- PROBLEM -
Find the number of lines below in which the word "index" appears, and write that number only.

------

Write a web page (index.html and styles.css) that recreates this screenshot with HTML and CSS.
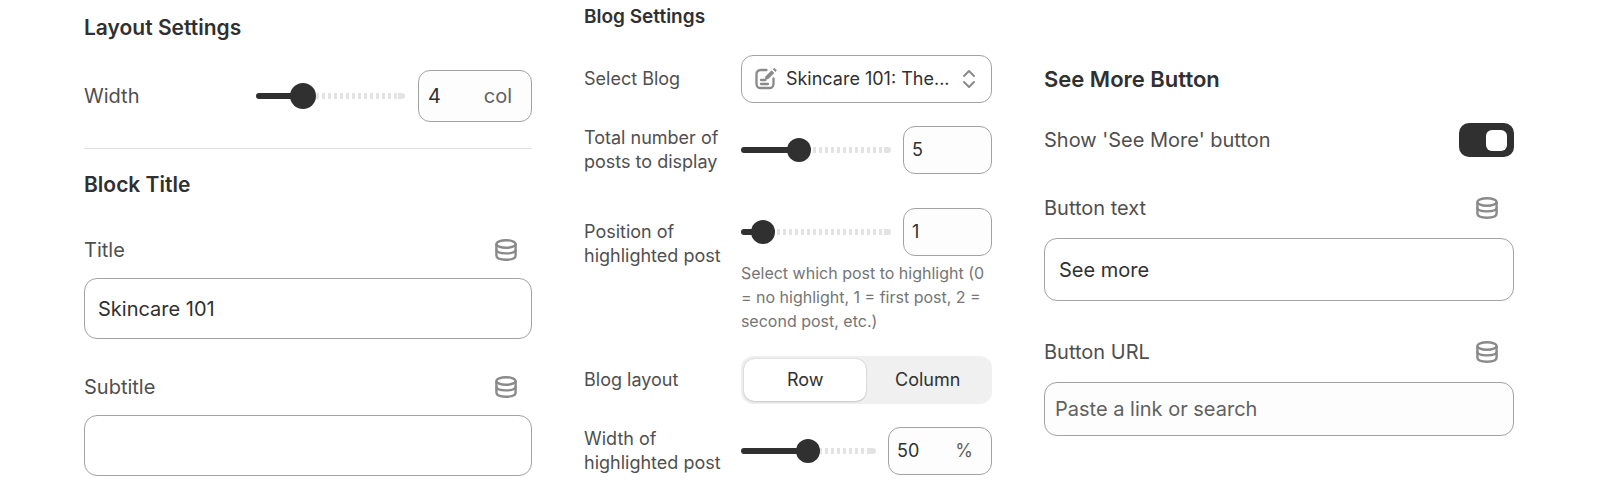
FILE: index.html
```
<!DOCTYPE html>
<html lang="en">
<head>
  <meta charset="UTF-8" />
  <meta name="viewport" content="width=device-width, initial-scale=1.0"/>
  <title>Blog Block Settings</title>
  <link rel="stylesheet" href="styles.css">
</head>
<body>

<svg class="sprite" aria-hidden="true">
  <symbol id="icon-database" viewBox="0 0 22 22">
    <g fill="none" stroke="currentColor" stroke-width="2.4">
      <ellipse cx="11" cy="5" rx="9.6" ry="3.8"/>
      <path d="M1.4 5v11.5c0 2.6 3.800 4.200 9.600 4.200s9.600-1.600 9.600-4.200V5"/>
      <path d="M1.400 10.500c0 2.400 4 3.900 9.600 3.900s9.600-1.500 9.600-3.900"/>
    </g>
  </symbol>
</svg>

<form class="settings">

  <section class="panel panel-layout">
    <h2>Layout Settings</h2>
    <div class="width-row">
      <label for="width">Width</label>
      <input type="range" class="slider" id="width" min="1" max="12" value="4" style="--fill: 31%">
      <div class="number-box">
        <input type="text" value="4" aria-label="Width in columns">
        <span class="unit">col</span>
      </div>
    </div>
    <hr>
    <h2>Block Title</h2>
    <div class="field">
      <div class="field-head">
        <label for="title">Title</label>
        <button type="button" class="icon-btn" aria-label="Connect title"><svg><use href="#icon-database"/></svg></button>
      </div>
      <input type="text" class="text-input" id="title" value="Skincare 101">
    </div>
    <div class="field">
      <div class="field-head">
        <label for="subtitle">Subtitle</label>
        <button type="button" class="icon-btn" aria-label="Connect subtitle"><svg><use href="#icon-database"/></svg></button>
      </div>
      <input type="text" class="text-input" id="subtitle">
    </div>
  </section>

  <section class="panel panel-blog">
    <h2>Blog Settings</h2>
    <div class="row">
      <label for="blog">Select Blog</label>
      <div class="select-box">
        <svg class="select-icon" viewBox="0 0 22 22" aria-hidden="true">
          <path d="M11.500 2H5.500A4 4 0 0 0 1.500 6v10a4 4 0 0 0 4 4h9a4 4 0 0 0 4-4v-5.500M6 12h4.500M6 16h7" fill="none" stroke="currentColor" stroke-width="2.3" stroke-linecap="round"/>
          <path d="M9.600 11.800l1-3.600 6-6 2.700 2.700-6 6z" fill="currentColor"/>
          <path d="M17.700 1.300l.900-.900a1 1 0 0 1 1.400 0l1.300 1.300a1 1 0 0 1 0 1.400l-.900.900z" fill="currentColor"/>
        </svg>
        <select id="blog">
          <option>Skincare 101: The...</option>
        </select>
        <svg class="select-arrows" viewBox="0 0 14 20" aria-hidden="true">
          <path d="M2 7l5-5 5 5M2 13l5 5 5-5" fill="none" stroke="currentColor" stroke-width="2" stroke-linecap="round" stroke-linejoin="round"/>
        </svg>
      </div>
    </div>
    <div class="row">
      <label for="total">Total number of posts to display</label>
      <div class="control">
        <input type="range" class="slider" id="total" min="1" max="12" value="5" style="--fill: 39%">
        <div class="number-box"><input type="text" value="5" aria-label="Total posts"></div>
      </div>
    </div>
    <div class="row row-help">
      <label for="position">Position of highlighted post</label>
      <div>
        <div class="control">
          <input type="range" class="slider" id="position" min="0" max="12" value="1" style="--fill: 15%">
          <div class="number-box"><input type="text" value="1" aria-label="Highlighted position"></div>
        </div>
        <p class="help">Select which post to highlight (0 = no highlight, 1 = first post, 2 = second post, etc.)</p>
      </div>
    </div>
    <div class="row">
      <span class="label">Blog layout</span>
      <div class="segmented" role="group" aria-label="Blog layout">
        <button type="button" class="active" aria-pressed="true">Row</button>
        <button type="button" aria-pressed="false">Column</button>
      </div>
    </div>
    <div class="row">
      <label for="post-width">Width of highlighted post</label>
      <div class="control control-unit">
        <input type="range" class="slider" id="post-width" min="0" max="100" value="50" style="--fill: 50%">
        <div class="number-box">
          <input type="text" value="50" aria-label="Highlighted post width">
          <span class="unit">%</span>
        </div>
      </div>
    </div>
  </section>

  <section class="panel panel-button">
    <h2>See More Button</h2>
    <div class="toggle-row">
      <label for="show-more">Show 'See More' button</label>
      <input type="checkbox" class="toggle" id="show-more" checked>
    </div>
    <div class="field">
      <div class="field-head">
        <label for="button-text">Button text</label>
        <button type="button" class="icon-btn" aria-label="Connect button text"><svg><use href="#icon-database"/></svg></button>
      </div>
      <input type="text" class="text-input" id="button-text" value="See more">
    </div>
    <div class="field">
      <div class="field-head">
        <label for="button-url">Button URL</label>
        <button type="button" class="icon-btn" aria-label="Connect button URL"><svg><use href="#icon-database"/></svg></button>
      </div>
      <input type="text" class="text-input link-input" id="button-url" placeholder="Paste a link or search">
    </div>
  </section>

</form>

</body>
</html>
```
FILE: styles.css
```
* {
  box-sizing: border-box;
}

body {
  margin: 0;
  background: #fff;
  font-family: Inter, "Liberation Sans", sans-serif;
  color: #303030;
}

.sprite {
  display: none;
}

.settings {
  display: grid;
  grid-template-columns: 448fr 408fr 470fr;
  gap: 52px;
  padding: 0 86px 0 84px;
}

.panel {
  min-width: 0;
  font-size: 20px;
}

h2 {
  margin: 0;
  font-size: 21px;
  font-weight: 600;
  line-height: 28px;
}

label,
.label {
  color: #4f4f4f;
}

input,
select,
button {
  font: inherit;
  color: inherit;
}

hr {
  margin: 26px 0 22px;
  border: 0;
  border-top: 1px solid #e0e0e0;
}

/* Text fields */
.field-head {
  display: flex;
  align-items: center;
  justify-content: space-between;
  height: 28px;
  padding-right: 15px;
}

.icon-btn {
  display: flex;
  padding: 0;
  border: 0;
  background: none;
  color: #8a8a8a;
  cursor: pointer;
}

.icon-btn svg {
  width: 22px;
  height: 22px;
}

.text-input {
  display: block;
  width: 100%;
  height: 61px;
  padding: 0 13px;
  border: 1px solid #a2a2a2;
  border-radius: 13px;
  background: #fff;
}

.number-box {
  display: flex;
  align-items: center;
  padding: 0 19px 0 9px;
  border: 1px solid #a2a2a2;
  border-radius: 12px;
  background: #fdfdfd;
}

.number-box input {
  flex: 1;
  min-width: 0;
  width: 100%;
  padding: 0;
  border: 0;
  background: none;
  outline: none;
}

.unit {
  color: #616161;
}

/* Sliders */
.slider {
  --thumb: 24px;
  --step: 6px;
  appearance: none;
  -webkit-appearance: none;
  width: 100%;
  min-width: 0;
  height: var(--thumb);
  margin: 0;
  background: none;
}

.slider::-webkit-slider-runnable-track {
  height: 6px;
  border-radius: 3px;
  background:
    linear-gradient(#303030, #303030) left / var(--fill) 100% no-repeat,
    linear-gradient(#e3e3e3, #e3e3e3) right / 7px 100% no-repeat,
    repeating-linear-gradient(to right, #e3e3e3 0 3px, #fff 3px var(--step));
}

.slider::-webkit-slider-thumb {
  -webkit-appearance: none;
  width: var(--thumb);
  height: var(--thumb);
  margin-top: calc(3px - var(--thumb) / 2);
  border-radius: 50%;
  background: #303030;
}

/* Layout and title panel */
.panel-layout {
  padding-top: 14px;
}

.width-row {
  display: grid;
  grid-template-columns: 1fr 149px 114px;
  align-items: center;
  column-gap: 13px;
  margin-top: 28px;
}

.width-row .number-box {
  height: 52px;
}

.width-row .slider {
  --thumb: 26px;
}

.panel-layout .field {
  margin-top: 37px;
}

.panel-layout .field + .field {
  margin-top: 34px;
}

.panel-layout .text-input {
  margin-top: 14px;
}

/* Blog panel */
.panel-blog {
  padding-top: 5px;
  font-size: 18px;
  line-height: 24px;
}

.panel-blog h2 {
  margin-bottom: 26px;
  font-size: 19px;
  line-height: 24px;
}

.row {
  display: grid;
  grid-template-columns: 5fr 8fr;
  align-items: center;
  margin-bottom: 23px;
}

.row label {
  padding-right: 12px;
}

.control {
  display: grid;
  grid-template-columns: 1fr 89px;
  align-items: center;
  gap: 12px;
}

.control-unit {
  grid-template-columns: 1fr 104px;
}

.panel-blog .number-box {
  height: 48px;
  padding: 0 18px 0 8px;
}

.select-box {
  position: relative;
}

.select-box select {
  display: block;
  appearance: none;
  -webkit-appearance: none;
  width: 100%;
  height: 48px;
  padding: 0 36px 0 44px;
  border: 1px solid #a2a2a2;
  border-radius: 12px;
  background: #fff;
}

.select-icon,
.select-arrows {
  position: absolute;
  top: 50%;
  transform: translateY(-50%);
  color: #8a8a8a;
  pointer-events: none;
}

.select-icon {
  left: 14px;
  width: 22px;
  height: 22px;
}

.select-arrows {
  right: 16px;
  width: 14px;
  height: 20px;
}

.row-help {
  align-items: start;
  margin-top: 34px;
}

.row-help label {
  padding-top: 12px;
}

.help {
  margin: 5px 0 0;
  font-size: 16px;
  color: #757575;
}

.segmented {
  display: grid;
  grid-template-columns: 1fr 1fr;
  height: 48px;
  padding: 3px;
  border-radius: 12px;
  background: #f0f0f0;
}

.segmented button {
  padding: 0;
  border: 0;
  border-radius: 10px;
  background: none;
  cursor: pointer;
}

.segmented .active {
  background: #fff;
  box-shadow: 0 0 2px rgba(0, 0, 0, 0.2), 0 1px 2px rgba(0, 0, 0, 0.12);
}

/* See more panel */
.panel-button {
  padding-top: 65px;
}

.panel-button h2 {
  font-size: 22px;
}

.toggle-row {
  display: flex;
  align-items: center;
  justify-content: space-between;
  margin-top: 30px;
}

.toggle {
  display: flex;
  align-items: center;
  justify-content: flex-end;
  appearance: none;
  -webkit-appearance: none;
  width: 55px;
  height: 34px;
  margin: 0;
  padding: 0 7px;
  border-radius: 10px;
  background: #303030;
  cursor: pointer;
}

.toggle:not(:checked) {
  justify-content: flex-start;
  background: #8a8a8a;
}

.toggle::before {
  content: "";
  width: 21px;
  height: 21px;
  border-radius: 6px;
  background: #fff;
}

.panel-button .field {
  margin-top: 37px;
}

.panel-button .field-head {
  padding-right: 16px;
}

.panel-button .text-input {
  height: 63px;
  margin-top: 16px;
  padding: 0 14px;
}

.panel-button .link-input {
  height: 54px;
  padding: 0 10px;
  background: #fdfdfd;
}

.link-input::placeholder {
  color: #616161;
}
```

------

- FINISHED TASK -
2